The world of trance diviners may be coming to an end, but
our need to discern hidden truths has not. James Surowiecki, in an essay on
“Punditonomics” in the New Yorker of April 7, 2014 discusses “the peculiar economic incentives of punditry” (at page 23 in the print edition; the online version requires a subscription). What he reports is, essentially, that there’s a great deal of reward for being right
when others are wrong, but not much penalty, in many fields, for having been
wrong. So “[e]xperts in a wide range of fields are prone to making daring and
confident forecasts, even at the risk of being wrong, because when they’re
right the rewards are immense.” Once you’ve been uniquely right, you can “live
off the success for a long time” – and that despite the fact that one study
found that “people who successfully predicted an extreme event had worse
overall forecasting records than their peers.” Moreover, we non-experts are bad
judges of experts: still another study “found that experts who claimed to be
more certain were more in demand in the media, even though they were less
likely to be correct.”
Unfounded predictions may be reassuring, as Surowiecki
notes, “because of our aversion to uncertainty.” But it would seem that while
some of us look for reassurance, others are looking for, and exploiting,
information.
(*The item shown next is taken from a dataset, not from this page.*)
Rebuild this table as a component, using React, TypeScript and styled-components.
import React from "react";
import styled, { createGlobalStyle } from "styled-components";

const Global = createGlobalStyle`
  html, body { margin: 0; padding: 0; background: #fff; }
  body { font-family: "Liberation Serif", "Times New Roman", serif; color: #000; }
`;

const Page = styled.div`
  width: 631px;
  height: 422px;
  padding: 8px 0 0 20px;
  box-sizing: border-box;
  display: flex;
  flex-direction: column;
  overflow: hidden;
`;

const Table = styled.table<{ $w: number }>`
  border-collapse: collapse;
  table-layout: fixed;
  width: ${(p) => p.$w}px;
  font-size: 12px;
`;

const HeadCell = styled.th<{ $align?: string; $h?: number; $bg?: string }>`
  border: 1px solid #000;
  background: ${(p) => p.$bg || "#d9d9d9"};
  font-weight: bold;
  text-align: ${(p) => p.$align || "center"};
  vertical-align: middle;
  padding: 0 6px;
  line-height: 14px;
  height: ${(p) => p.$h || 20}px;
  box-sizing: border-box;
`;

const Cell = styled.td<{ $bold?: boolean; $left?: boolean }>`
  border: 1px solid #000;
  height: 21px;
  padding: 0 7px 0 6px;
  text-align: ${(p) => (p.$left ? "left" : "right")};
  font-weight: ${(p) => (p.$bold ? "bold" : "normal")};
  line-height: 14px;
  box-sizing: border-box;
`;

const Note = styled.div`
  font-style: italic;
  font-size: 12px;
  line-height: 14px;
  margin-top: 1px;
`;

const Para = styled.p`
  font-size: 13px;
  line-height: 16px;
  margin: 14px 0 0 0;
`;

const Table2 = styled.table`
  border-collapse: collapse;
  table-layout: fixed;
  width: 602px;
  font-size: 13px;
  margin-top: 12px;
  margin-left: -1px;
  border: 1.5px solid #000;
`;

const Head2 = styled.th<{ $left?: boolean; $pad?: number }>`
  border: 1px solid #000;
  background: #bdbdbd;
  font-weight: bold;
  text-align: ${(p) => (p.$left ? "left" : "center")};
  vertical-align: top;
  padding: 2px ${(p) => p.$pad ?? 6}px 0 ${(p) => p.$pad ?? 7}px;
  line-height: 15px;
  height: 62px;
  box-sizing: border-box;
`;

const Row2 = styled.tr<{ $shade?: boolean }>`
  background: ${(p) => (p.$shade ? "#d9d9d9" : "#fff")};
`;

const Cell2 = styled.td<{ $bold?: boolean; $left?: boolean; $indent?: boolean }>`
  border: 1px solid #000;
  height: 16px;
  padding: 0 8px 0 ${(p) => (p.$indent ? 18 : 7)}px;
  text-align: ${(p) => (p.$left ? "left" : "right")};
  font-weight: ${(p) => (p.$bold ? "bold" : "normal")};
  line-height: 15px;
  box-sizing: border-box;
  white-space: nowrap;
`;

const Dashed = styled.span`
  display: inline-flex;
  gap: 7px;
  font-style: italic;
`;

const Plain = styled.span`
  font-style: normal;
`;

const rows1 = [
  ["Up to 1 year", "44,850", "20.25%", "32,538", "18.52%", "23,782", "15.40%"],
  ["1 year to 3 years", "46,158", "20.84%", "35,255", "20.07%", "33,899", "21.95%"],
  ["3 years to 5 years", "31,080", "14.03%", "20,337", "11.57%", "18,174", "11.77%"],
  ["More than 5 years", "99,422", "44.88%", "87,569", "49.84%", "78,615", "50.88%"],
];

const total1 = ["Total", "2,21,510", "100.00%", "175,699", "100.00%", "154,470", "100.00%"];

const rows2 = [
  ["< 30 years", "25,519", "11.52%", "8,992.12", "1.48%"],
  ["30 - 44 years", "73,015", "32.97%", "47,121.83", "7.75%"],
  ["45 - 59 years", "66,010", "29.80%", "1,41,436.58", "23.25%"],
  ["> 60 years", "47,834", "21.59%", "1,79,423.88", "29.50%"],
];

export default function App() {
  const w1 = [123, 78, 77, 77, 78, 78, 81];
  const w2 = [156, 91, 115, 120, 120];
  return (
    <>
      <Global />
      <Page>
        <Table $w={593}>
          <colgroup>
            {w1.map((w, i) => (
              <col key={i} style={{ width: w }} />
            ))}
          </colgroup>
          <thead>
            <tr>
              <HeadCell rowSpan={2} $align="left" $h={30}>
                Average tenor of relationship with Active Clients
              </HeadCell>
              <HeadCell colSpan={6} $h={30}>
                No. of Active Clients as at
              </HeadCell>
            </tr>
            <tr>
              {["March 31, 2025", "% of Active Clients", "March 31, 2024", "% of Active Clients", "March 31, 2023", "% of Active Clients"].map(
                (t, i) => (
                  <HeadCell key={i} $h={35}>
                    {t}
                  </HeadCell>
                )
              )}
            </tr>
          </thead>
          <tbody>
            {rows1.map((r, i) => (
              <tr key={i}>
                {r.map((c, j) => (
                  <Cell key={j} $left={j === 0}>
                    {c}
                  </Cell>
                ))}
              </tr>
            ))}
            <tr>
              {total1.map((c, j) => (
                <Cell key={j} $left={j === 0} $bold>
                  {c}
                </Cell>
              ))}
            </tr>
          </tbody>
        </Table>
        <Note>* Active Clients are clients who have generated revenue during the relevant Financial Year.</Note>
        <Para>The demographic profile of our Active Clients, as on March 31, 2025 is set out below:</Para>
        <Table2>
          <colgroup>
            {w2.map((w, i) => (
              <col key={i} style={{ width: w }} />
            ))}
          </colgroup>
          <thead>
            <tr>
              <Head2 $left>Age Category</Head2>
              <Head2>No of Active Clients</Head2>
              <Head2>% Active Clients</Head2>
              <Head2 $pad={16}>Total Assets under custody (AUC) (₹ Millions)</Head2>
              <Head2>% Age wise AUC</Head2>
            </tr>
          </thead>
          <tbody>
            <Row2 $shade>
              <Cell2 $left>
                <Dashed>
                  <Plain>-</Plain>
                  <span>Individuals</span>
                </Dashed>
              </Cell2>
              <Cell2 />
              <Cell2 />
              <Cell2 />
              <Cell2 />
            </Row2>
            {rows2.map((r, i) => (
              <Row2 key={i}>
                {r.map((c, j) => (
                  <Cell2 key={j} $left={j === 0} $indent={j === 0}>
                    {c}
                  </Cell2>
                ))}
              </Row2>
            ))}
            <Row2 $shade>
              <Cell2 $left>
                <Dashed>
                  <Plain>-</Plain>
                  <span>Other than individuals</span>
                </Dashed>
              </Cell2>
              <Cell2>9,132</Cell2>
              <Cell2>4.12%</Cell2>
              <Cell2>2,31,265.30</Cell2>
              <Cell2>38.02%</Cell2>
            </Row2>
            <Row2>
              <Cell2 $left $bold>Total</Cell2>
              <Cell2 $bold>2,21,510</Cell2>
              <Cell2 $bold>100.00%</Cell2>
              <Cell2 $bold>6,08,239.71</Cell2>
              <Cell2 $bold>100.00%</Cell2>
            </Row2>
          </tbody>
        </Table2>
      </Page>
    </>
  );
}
That seems to be the gist of Michael Lewis’ account of fast
trading in the stock market (an adapted portion of which appears in the New York Times Magazine for April 6, 2014); whoever gets information in the fewest
milliseconds in effect knows the future, as compared to those who haven’t yet
heard the news. Knowing something a few milliseconds early is neither
supernatural nor intuitive; but it is real knowledge, and it has apparently
been worth a lot of money to some few people.